Dans la foule, de nombreux laïcs, mais aussi des religieux, dont une soixantaine de cardinaux. « C’est vraiment une joie pour nous d’être là aujourd’hui pour ce moment historique », confiait Alban, qui étudie au séminaire français de Rome.


Anna Santamaria, retraitée d’Orte, qui voulait « le voir une dernière fois », dit « comprendre sa décision ». « À son âge, c’est trop difficile », a-t-il dit. Alors que Leonardo Rossi, un jeune de l’Opus Dei, n’est pas du même avis : « Ce n’était pas le moment, avec tous les problèmes que traverse l’Église. »



Grands moments


Des paraboles de télévision et des écrans géants étaient installés, comme à tous les grands moments, des funérailles de Jean-Paul II en 2005 à sa béatification en 2011.

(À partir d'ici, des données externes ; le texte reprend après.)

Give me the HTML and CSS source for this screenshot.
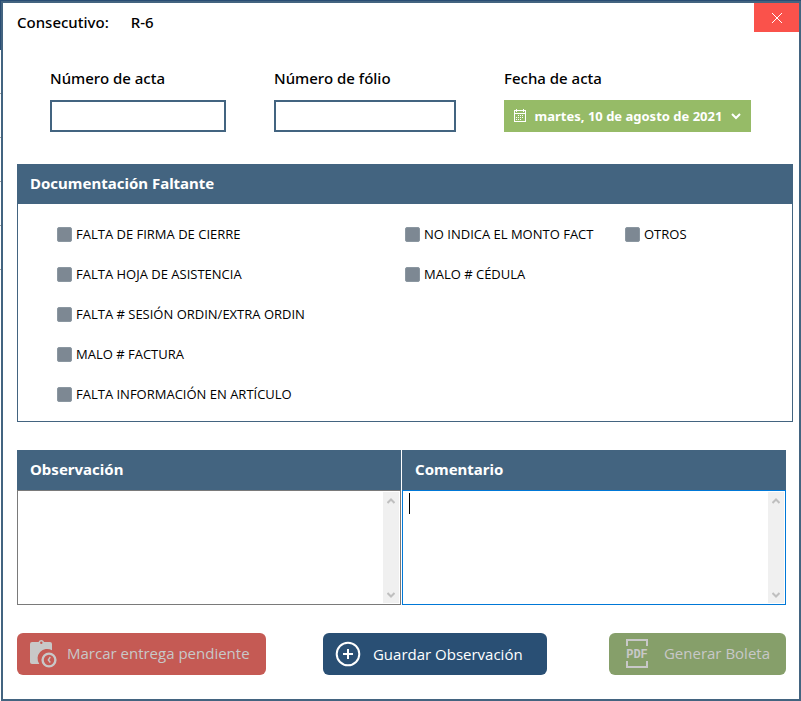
FILE: index.html
```html
<!DOCTYPE html>
<html lang="es">
<head>
<meta charset="utf-8">
<meta name="viewport" content="width=device-width, initial-scale=1">
<title>Consecutivo R-6</title>
<link rel="stylesheet" href="styles.css">
</head>
<body>
<div class="backdrop"></div>
<main class="window">
  <header class="titlebar">
    <h1 class="title"><span>Consecutivo:</span><span>R-6</span></h1>
    <button class="close" type="button" aria-label="Cerrar">
      <svg width="12" height="12" viewBox="0 0 12 12" fill="none" stroke="#fff" stroke-width="1"><path d="M1 1l10 10M11 1L1 11"/></svg>
    </button>
  </header>
  <form class="form">
    <div class="fields">
      <div class="field">
        <label for="acta">Número de acta</label>
        <input class="box" id="acta" type="text">
      </div>
      <div class="field">
        <label for="folio">Número de fólio</label>
        <input class="box" id="folio" type="text">
      </div>
      <div class="field">
        <label for="fecha">Fecha de acta</label>
        <button class="date" id="fecha" type="button" aria-haspopup="dialog">
          <svg width="12" height="14" viewBox="0 0 12 14" fill="none" stroke="#fff" shape-rendering="crispEdges">
            <path d="M.5 1.5h11v11H.5zM0 4.5h12M2.5 0v3M9.500 0v3"/>
            <path stroke-dasharray="1 1" d="M4 6.500h6M2 8.500h8M2 10.500h6"/>
          </svg>
          <span>martes, 10 de agosto de 2021</span>
          <svg width="10" height="8" viewBox="0 0 10 8" fill="none" stroke="#fff" stroke-width="2"><path d="M1 2l4 4 4-4"/></svg>
        </button>
      </div>
    </div>

    <section class="panel">
      <h2 class="bar">Documentación Faltante</h2>
      <div class="checks">
        <div class="column">
          <label class="check"><input type="checkbox">FALTA DE FIRMA DE CIERRE</label>
          <label class="check"><input type="checkbox">FALTA HOJA DE ASISTENCIA</label>
          <label class="check"><input type="checkbox">FALTA # SESIÓN ORDIN/EXTRA ORDIN</label>
          <label class="check"><input type="checkbox">MALO # FACTURA</label>
          <label class="check"><input type="checkbox">FALTA INFORMACIÓN EN ARTÍCULO</label>
        </div>
        <div class="column">
          <label class="check"><input type="checkbox">NO INDICA EL MONTO FACT</label>
          <label class="check"><input type="checkbox">MALO # CÉDULA</label>
        </div>
        <div class="column">
          <label class="check"><input type="checkbox">OTROS</label>
        </div>
      </div>
    </section>

    <div class="notes">
      <div class="note">
        <label class="bar" for="observacion">Observación</label>
        <div class="editor">
          <textarea id="observacion"></textarea>
          <div class="track">
            <svg width="8" height="6" viewBox="0 0 8 6" fill="none" stroke="#bfbfbf" stroke-width="2"><path d="M.5 5L4 1.500 7.500 5"/></svg>
            <svg width="8" height="6" viewBox="0 0 8 6" fill="none" stroke="#bfbfbf" stroke-width="2"><path d="M.5 1L4 4.500 7.500 1"/></svg>
          </div>
        </div>
      </div>
      <div class="note">
        <label class="bar" for="comentario">Comentario</label>
        <div class="editor editor-active">
          <span class="caret"></span>
          <textarea id="comentario"></textarea>
          <div class="track">
            <svg width="8" height="6" viewBox="0 0 8 6" fill="none" stroke="#bfbfbf" stroke-width="2"><path d="M.5 5L4 1.500 7.500 5"/></svg>
            <svg width="8" height="6" viewBox="0 0 8 6" fill="none" stroke="#bfbfbf" stroke-width="2"><path d="M.5 1L4 4.500 7.500 1"/></svg>
          </div>
        </div>
      </div>
    </div>

    <div class="actions">
      <button class="action pending" type="button" disabled>
        <svg width="28" height="30" viewBox="0 0 28 30">
          <path fill="#c8c8c8" fill-rule="evenodd" d="M2 4h6.500a3 3 0 0 1 5.600 0H20a2 2 0 0 1 2 2v6.200A9.600 9.600 0 0 0 9.300 26H2a2 2 0 0 1-2-2V6a2 2 0 0 1 2-2zM11.300 3.600a1.200 1.200 0 1 0 0 2.400 1.200 1.200 0 0 0 0-2.400z"/>
          <circle cx="19" cy="22" r="6.400" fill="none" stroke="#c8c8c8" stroke-width="2.400"/>
          <path d="M20.300 19L18.300 22l2 2.500" fill="none" stroke="#c8c8c8" stroke-width="1.400"/>
        </svg>
        <span>Marcar entrega pendiente</span>
      </button>
      <button class="action save" type="button">
        <svg width="26" height="26" viewBox="0 0 26 26" fill="none" stroke="#fff"><circle cx="13" cy="13" r="11.300" stroke-width="2"/><path stroke-width="2" d="M13 8v10M8 13h10"/></svg>
        <span>Guardar Observación</span>
      </button>
      <button class="action report" type="button" disabled>
        <svg width="24" height="30" viewBox="0 0 24 30" fill="none" stroke="#c8c8c8" stroke-width="2">
          <path d="M2 8V2h20v6M2 23v6h20v-6"/>
          <text class="pdf" x="12" y="20" text-anchor="middle">PDF</text>
        </svg>
        <span>Generar Boleta</span>
      </button>
    </div>
  </form>
</main>
</body>
</html>
```
FILE: styles.css
```css
* { box-sizing: border-box; }

body {
  margin: 0;
  padding-top: 1px;
  min-height: 100vh;
  display: grid;
  grid-template-columns: 1px 1fr;
  background: #294d74;
  color: #000;
  font-family: "Noto Sans", "Open Sans", sans-serif;
  font-size: 15px;
  line-height: 20px;
}

button, input, textarea { font: inherit; margin: 0; }
button { border: 0; }
svg { display: block; flex: none; }

.backdrop {
  background:
    linear-gradient(#294d74 49px, transparent 49px),
    repeating-linear-gradient(transparent 0 43px, #a0a0a0 43px 44px) 0 49px / 1px 220px no-repeat,
    #fff;
}

.window {
  border: 2px solid #436480;
  background: #fff;
}

.titlebar {
  display: flex;
  justify-content: space-between;
  padding-left: 14px;
}

.title {
  display: flex;
  gap: 22px;
  margin: 0;
  padding-top: 9px;
  font-size: 15px;
  font-weight: 500;
}

.close {
  display: grid;
  place-items: center;
  width: 45px;
  height: 29px;
  padding: 0;
  background: #fa524b;
}

.form { padding: 36px 13px 24px 14px; }

.fields {
  display: grid;
  grid-template-columns: 224fr 230fr 247fr;
  padding: 0 35px 0 33px;
}

.field {
  display: flex;
  flex-direction: column;
  gap: 12px;
  padding-right: 48px;
  font-weight: 500;
}

.field:last-child { padding-right: 0; }

.box {
  width: 100%;
  height: 32px;
  padding: 0 6px;
  border: 2px solid #436480;
  background: #fff;
}

.date {
  display: flex;
  align-items: center;
  justify-content: space-between;
  height: 32px;
  padding: 0 10px;
  background: #96bb67;
  color: #fff;
  font-size: 13px;
  font-weight: 700;
}

.panel {
  margin: 32px -7px 28px 0;
}

.bar {
  display: block;
  margin: 0;
  padding: 9px 13px 11px;
  background: #436480;
  color: #fff;
  font-size: 15px;
  font-weight: 700;
}

.checks {
  display: grid;
  grid-template-columns: 348fr 220fr 167fr;
  padding: 20px 0 17px 39px;
  border: 1px solid #436480;
  border-top: 0;
}

.column {
  display: flex;
  flex-direction: column;
  gap: 20px;
}

.check {
  display: flex;
  align-items: center;
  gap: 4px;
  font-family: "Open Sans", "Noto Sans", sans-serif;
  font-size: 13px;
}

.check input {
  appearance: none;
  width: 15px;
  height: 15px;
  border: 1px solid #8b97a1;
  border-radius: 2px;
  background: #7d8893;
}

.notes {
  display: grid;
  grid-template-columns: 1fr 1fr;
  gap: 1px;
}

.editor {
  position: relative;
  display: flex;
  height: 115px;
  padding: 1px;
  border: 1px solid #7a7a7a;
}

.editor-active { border-color: #0078d7; }

.editor textarea {
  flex: 1;
  min-width: 0;
  padding: 2px 5px;
  border: 0;
  outline: 0;
  resize: none;
  overflow: hidden;
  background: #fff;
}

.track {
  display: flex;
  flex-direction: column;
  justify-content: space-between;
  align-items: center;
  width: 16px;
  padding: 6px 0 5px;
  background: #f0f0f0;
}

.caret {
  position: absolute;
  left: 6px;
  top: 2px;
  width: 1px;
  height: 21px;
  background: #000;
}

.actions {
  display: grid;
  grid-template-columns: 306fr 286fr 177fr;
  justify-items: start;
  margin-top: 28px;
}

.action {
  display: flex;
  align-items: center;
  height: 42px;
  padding: 0 16px 2px 13px;
  border-radius: 6px;
  font-family: "Open Sans", "Noto Sans", sans-serif;
  font-size: 15px;
  white-space: nowrap;
}

.pending { gap: 9px; background: #c55a54; color: #c8c8c8; }
.save { gap: 12px; padding: 0 24px 0 12px; background: #294f74; color: #fff; }
.report { gap: 15px; padding-left: 16px; background: #869f6a; color: #c8c8c8; }

.pdf {
  fill: #c8c8c8;
  stroke: none;
  font-family: "Liberation Mono", monospace;
  font-size: 12px;
  font-weight: 700;
}
```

Si l’audience a respecté le même déroulé que les autres, il n’y a en revanche pas eu de baciamano, ce défilé de personnes qui ont le privilège de baiser l’anneau du pape et d’échanger quelques mots avec lui. Le pape ne voulait marquer aucune différence en ce moment de départ, entre les gens importants et les anonymes.


Le pape allemand, qui a pris la décision historique de démissionner, est le premier pontife à le décider librement en sept siècles.


Il avait annoncé le 11 février qu’il n’avait plus les forces d’assumer ses fonctions face aux défis d’un monde en pleine mutation.


Jeudi, Joseph Ratzinger quittera le Vatican, sans cérémonie, pour se retirer sous le titre de « Sa Sainteté Benoît XVI, pape émérite » dans sa résidence d’été de Castel Gandolfo. Puis il s’installera dans un monastère, caché aux yeux du monde, sur la colline du Vatican.


Avec une simplicité correspondant à son tempérament, le pape mettra fin à ses fonctions jeudi à 19 h GMT. Rien ne marquera cet instant.